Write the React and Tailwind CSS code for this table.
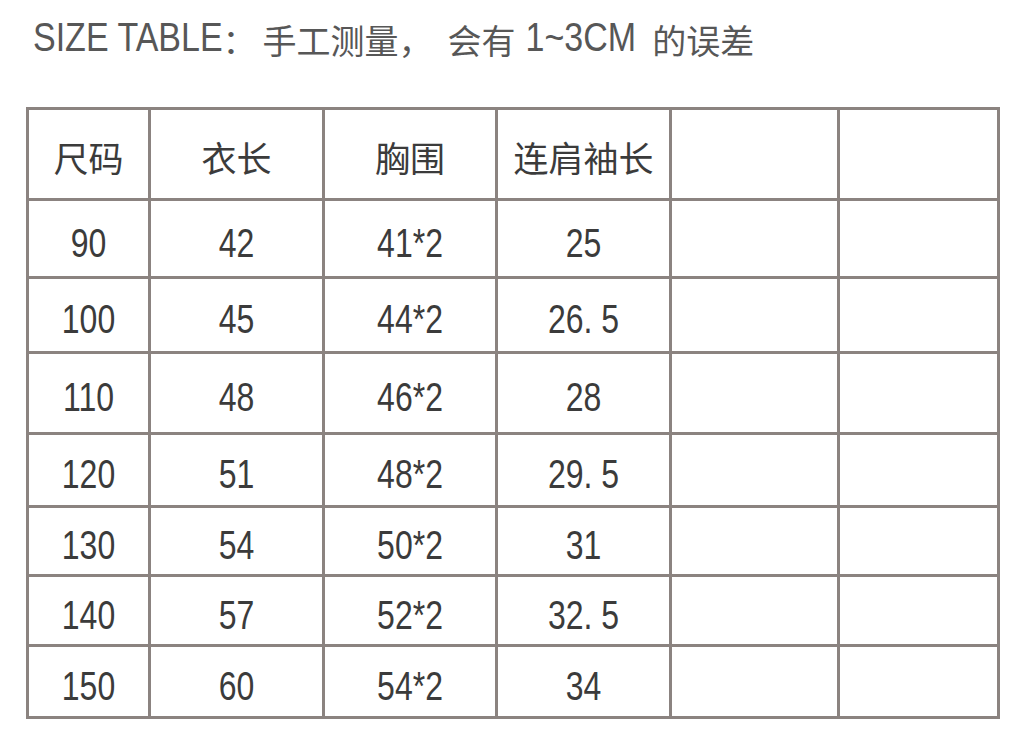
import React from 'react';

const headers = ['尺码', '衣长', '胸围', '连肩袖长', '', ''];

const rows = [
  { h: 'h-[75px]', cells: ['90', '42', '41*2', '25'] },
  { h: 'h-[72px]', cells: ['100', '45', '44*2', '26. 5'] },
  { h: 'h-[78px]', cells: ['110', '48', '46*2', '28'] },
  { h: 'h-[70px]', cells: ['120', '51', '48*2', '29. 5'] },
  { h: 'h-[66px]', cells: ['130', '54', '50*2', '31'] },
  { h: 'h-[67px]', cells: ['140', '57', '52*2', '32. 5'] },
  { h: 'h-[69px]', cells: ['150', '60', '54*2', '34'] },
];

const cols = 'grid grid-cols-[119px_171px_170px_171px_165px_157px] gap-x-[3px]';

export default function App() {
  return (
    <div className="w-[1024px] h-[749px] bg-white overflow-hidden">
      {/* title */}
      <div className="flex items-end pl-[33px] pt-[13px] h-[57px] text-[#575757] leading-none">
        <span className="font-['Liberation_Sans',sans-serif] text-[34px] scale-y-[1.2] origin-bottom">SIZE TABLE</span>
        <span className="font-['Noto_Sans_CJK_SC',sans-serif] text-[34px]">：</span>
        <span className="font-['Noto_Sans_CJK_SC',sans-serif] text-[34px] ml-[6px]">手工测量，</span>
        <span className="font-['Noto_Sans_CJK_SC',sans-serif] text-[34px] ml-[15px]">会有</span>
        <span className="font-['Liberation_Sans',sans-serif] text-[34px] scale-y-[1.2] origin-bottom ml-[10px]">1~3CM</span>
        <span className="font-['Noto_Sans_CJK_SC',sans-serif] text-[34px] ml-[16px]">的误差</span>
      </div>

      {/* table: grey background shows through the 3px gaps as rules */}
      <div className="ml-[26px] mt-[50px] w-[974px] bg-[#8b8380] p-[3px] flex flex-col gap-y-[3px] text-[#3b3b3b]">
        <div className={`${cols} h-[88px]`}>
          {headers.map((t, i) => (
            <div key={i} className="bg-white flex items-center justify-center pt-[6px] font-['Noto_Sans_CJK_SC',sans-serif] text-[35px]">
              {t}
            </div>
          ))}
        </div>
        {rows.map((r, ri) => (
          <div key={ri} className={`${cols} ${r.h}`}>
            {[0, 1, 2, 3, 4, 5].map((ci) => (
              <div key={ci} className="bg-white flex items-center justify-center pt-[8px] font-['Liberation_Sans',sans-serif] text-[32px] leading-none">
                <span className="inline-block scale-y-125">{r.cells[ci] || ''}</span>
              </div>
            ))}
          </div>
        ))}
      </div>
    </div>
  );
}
------------------------------------------------
Find the word "React" in the material, then list each line that holds it.

(Response to this task):
Write the React and Tailwind CSS code for this table.
import React from 'react';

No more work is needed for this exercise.